Vagrancy and Idleness:

XCVI. All persons who have not some fixed and known place of abode, and some lawful and respectable employment; those who have not some visible and known means of a fair, hones and reputable livelihood; all common prostitutes; those who are found wandering from place to place, vending, bartering or peddling any articles or commodities, without a license from the District Judge, or other proper authority; all common gamblers; persons who lead idle or disorderly lives, or keep or frequent disorderly or disreputable houses or places; those who, not having sufficient means of support, are able to work and do not work; those who (whether or not they own lands, or are lessees or mechanics,) do not provide a reasonable and proper maintenance for themselves and families; those who are engaged in representing publicly or privately, for fee or reward, without license, any tragedy, interlude, comedy, farce, play, or other similar entertainment, exhibition of the circus, sleight-of-hand, waxworks, or the like; those who, for private gain, without license, give any concert or musical entertainment, of any description; fortune-tellers; sturdy beggars; common drunkards; those who hunt game of any description or fish on the land of others, or frequent the premises, contrary to the will of the occupants, shall be deemed vagrants, and be liable to the punishment hereinafter prescribed.

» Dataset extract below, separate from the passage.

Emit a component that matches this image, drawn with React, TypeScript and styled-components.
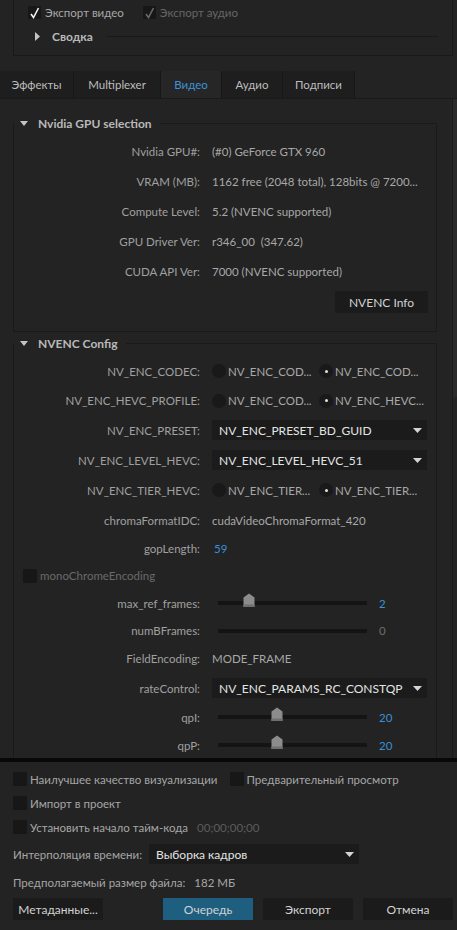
import React from 'react';
import styled, { createGlobalStyle } from 'styled-components';

const GlobalStyle = createGlobalStyle`
  html, body { margin: 0; padding: 0; background: #232323; }
  body { font-family: Lato, "Liberation Sans", Arial, sans-serif; font-size: 11.5px; color: #a2a2a2; }
  * { box-sizing: border-box; }
`;

const Page = styled.div`
  width: 457px; height: 930px; overflow: hidden;
  display: flex; flex-direction: column; background: #232323;
`;

/* ---------- top summary ---------- */
const TopArea = styled.div`height: 71px; flex: none;`;
const SummaryBox = styled.div`
  margin-left: 13px; width: 440px; height: 56px;
  border: 1px solid #191919; border-top: none;
  padding: 5px 0 0 14px;
  display: flex; flex-direction: column;
`;
const CheckRow = styled.div`display: flex; align-items: center; height: 15px; gap: 19px;`;
const CheckItem = styled.label<{ $disabled?: boolean }>`
  display: flex; align-items: center; gap: 4px; white-space: nowrap;
  color: ${p => (p.$disabled ? '#666666' : '#a8a8a8')};
`;
const Box = styled.span<{ $size?: number }>`
  width: ${p => p.$size ?? 13}px; height: ${p => p.$size ?? 13}px; flex: none;
  background: #171717; display: flex; align-items: center; justify-content: center;
`;
const SummaryRow = styled.div`
  margin-top: 5px; height: 22px; display: flex; align-items: center;
  padding-left: 7px; margin-right: 14px;
`;
const BoldTitle = styled.span`font-weight: 700; font-size: 12px; color: #b9b9b9; white-space: nowrap;`;
const Rule = styled.div`flex: 1; border-top: 1px solid #191919; margin-left: 14px;`;

/* ---------- tabs ---------- */
const TabBar = styled.div`display: flex; height: 27px; flex: none;`;
const Tab = styled.div<{ $active?: boolean; $w: number }>`
  width: ${p => p.$w}px; height: 27px; flex: none;
  display: flex; align-items: center; justify-content: center;
  background: ${p => (p.$active ? '#262626' : '#1e1e1e')};
  border-right: 1px solid #171717;
  color: ${p => (p.$active ? '#3d93d6' : '#bdbdbd')};
  white-space: nowrap;
`;

/* ---------- content panel ---------- */
const Content = styled.div`
  height: 660px; flex: none; display: flex;
  border-top: 1px solid #1a1a1a;
`;
const ScrollArea = styled.div`
  width: 453px; flex: none; overflow: hidden;
  border-right: 1px solid #1a1a1a;
`;
const ScrollTrack = styled.div`width: 4px; flex: none;`;
const ScrollThumb = styled.div`height: 298px; background: #2a2a2a;`;

const Section = styled.fieldset<{ $mt: number; $pb?: number }>`
  margin: ${p => p.$mt}px 0 0 13px; width: 424px;
  border: 1px solid #1a1a1a; padding: 5px 0 ${p => p.$pb ?? 0}px 0;
  min-inline-size: 0;
`;
const Legend = styled.legend`
  display: flex; align-items: center; height: 16px;
  padding: 0 8px 0 6px; margin: 0;
  gap: 10px;
`;

const Row = styled.div<{ $h?: number }>`
  display: grid; grid-template-columns: 186px 1fr; column-gap: 12px;
  align-items: center; height: ${p => p.$h ?? 30}px; white-space: pre;
`;
const Label = styled.div`text-align: right; color: #a0a0a0;`;
const Value = styled.div<{ $tone?: 'blue' | 'dim' }>`
  color: ${p => (p.$tone === 'blue' ? '#3a8fd6' : p.$tone === 'dim' ? '#737373' : '#a8a8a8')};
  overflow: hidden;
`;
const ButtonRow = styled.div`display: flex; justify-content: flex-end; margin: 5px 8px 0 0;`;
const Button = styled.button<{ $primary?: boolean }>`
  width: 90px; height: 22px; border: none; padding: 0;
  background: ${p => (p.$primary ? '#1e5f80' : '#1b1b1b')};
  color: #d2d2d2; font: inherit; font-size: 12px;
`;
const InfoButton = styled(Button)`width: 93px;`;

const RadioGroup = styled.div`display: flex;`;
const RadioOption = styled.div`
  width: 107px; display: flex; align-items: center; gap: 2px;
  white-space: nowrap; overflow: hidden; color: #a8a8a8;
`;
const RadioDot = styled.span<{ $on?: boolean }>`
  width: 14px; height: 14px; border-radius: 50%; background: #191919; flex: none;
  display: flex; align-items: center; justify-content: center;
  &::after {
    content: ''; width: 3px; height: 3px; border-radius: 50%;
    background: ${p => (p.$on ? '#e2e2e2' : 'transparent')};
  }
`;

const Select = styled.div<{ $w: number }>`
  width: ${p => p.$w}px; height: 20px; background: #1b1b1b;
  display: flex; align-items: center; justify-content: space-between;
  padding: 0 5px 0 7px; color: #e4e4e4; white-space: nowrap; font-size: 12px;
`;

const CheckLine = styled.div<{ $h?: number; $pl?: number }>`
  display: flex; align-items: center; height: ${p => p.$h ?? 24}px;
  padding-left: ${p => p.$pl ?? 0}px; gap: 3px; white-space: nowrap;
`;
const Muted = styled.span`color: #6a6a6a;`;

const SliderWrap = styled.div`display: flex; align-items: center; padding-left: 6px;`;
const Track = styled.div`
  position: relative; width: 149px; height: 4px; background: #141414; flex: none;
`;
const Thumb = styled.div`
  position: absolute; top: -8px; width: 12px; height: 14px;
`;
const SliderValue = styled.span<{ $dim?: boolean }>`
  margin-left: 12px; color: ${p => (p.$dim ? '#6e6e6e' : '#3a8fd6')};
`;

const Separator = styled.div`height: 4px; flex: none; background: #080808;`;

/* ---------- bottom ---------- */
const Bottom = styled.div`
  flex: 1; display: flex; flex-direction: column;
  padding: 5px 4px 0 13px; color: #a6a6a6;
`;
const BottomLine = styled.div<{ $h: number }>`
  display: flex; align-items: center; height: ${p => p.$h}px; white-space: nowrap;
`;
const CheckGroup = styled.div`display: flex; align-items: center; gap: 3px;`;
const Actions = styled.div`display: flex; margin-top: 3px; gap: 10px;`;
const Spacer = styled.div`flex: 1;`;

/* ---------- icons ---------- */
const TriDown = () => (
  <svg width="8" height="5" viewBox="0 0 8 5"><polygon points="0,0 8,0 4,5" fill="#c4c4c4" /></svg>
);
const TriRight = () => (
  <svg width="5" height="9" viewBox="0 0 5 9"><polygon points="0,0 5,4.5 0,9" fill="#c4c4c4" /></svg>
);
const Caret = () => (
  <svg width="9" height="5" viewBox="0 0 9 5"><polygon points="0,0 9,0 4.5,5" fill="#d4d4d4" /></svg>
);
const Check = ({ color }: { color: string }) => (
  <svg width="11" height="12" viewBox="0 0 11 12">
    <polyline points="2,7 4.5,10.5 9.5,1" fill="none" stroke={color} strokeWidth="1.6" />
  </svg>
);
const ThumbShape = () => (
  <svg width="12" height="14" viewBox="0 0 12 14">
    <path d="M6 0.5 L11.5 4.5 L11.5 14 L0.5 14 L0.5 4.5 Z" fill="#8c8c8c" />
    <rect x="0.5" y="11.5" width="11" height="2.5" fill="#6f6f6f" />
  </svg>
);

const Slider = ({ value, min, max, dim }: { value: number; min: number; max: number; dim?: boolean }) => (
  <SliderWrap>
    <Track>
      {!dim && (
        <Thumb style={{ left: `${Math.round(((value - min) / (max - min)) * 137)}px` }}>
          <ThumbShape />
        </Thumb>
      )}
    </Track>
    <SliderValue $dim={dim}>{value}</SliderValue>
  </SliderWrap>
);

const Radio = ({ a, b }: { a: string; b: string }) => (
  <RadioGroup>
    <RadioOption><RadioDot />{a}</RadioOption>
    <RadioOption><RadioDot $on />{b}</RadioOption>
  </RadioGroup>
);

const gpuRows: [string, string][] = [
  ['Nvidia GPU#:', '(#0) GeForce GTX 960'],
  ['VRAM (MB):', '1162 free (2048 total), 128bits @ 7200...'],
  ['Compute Level:', '5.2 (NVENC supported)'],
  ['GPU Driver Ver:', 'r346_00  (347.62)'],
  ['CUDA API Ver:', '7000 (NVENC supported)'],
];

const tabs: [string, number][] = [
  ['Эффекты', 74],
  ['Multiplexer', 87],
  ['Видео', 61],
  ['Аудио', 61],
  ['Подписи', 72],
];

export default function App() {
  return (
    <Page>
      <GlobalStyle />
      <TopArea>
        <SummaryBox>
          <CheckRow>
            <CheckItem><Box><Check color="#f0f0f0" /></Box>Экспорт видео</CheckItem>
            <CheckItem $disabled><Box><Check color="#6a6a6a" /></Box>Экспорт аудио</CheckItem>
          </CheckRow>
          <SummaryRow>
            <TriRight />
            <BoldTitle style={{ marginLeft: 12 }}>Сводка</BoldTitle>
            <Rule />
          </SummaryRow>
        </SummaryBox>
      </TopArea>

      <TabBar>
        {tabs.map(([t, w]) => (
          <Tab key={t} $w={w} $active={t === 'Видео'}>{t}</Tab>
        ))}
      </TabBar>

      <Content>
        <ScrollArea>
          <Section $mt={16} $pb={18}>
            <Legend><TriDown /><BoldTitle>Nvidia GPU selection</BoldTitle></Legend>
            {gpuRows.map(([l, v]) => (
              <Row key={l}><Label>{l}</Label><Value>{v}</Value></Row>
            ))}
            <ButtonRow><InfoButton>NVENC Info</InfoButton></ButtonRow>
          </Section>

          <Section $mt={3}>
            <Legend><TriDown /><BoldTitle>NVENC Config</BoldTitle></Legend>
            <Row $h={30}><Label>NV_ENC_CODEC:</Label><Radio a="NV_ENC_COD..." b="NV_ENC_COD..." /></Row>
            <Row $h={29}><Label>NV_ENC_HEVC_PROFILE:</Label><Radio a="NV_ENC_COD..." b="NV_ENC_HEVC..." /></Row>
            <Row $h={30}><Label>NV_ENC_PRESET:</Label><Select $w={215}>NV_ENC_PRESET_BD_GUID<Caret /></Select></Row>
            <Row $h={30}><Label>NV_ENC_LEVEL_HEVC:</Label><Select $w={215}>NV_ENC_LEVEL_HEVC_51<Caret /></Select></Row>
            <Row $h={30}><Label>NV_ENC_TIER_HEVC:</Label><Radio a="NV_ENC_TIER..." b="NV_ENC_TIER..." /></Row>
            <Row $h={30}><Label>chromaFormatIDC:</Label><Value>cudaVideoChromaFormat_420</Value></Row>
            <Row $h={27}><Label>gopLength:</Label><Value $tone="blue" style={{ paddingLeft: 2 }}>59</Value></Row>
            <CheckLine $h={27} $pl={9}><Box $size={14} /><Muted>monoChromeEncoding</Muted></CheckLine>
            <Row $h={28}><Label>max_ref_frames:</Label><Slider value={2} min={0} max={11} /></Row>
            <Row $h={27}><Label>numBFrames:</Label><Slider value={0} min={0} max={4} dim /></Row>
            <Row $h={29}><Label>FieldEncoding:</Label><Value>MODE_FRAME</Value></Row>
            <Row $h={30}><Label>rateControl:</Label><Select $w={215}>NV_ENC_PARAMS_RC_CONSTQP<Caret /></Select></Row>
            <Row $h={28}><Label>qpI:</Label><Slider value={20} min={0} max={52} /></Row>
            <Row $h={28}><Label>qpP:</Label><Slider value={20} min={0} max={52} /></Row>
          </Section>
        </ScrollArea>
        <ScrollTrack><ScrollThumb /></ScrollTrack>
      </Content>

      <Separator />

      <Bottom>
        <BottomLine $h={24}>
          <CheckGroup><Box $size={14} />Наилучшее качество визуализации</CheckGroup>
          <CheckGroup style={{ marginLeft: 12 }}><Box $size={14} />Предварительный просмотр</CheckGroup>
        </BottomLine>
        <BottomLine $h={24}>
          <CheckGroup><Box $size={14} />Импорт в проект</CheckGroup>
        </BottomLine>
        <BottomLine $h={24}>
          <CheckGroup><Box $size={14} />Установить начало тайм-кода</CheckGroup>
          <Muted style={{ marginLeft: 9, color: '#5c5c5c' }}>00;00;00;00</Muted>
        </BottomLine>
        <BottomLine $h={30}>
          <span>Интерполяция времени:</span>
          <Select $w={210} style={{ marginLeft: 7 }}>Выборка кадров<Caret /></Select>
        </BottomLine>
        <BottomLine $h={26}>
          <span>Предполагаемый размер файла:</span>
          <span style={{ marginLeft: 9 }}>182 МБ</span>
        </BottomLine>
        <Actions>
          <Button>Метаданные...</Button>
          <Spacer />
          <Button $primary>Очередь</Button>
          <Button>Экспорт</Button>
          <Button>Отмена</Button>
        </Actions>
      </Bottom>
    </Page>
  );
}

In the Senate House, the twenty-first day of December, in the year of our Lord one thousand eight hundred and sixty-five.
W. D. Porter, President of Senate.
C. H. Simonton, Speaker House of Representatives.
Approved: James L. Orr

SourceActs of the General Assembly of the State of South Carolina Passed at the Sessions of 1864-65 (Columbia: 1865), pp. 291-304.


Questions to Consider

  1. Why was it important to legislators to insist upon the terms "master" and "servant"?

  2. How much control does this statute give white "masters" over the social lives of their black "servants"?

  3. Who was likely to have the upper hand in legal disputes between employers and their employees?

  4. Why does the section on "vagrancy and idleness" make no reference to the race of the offender?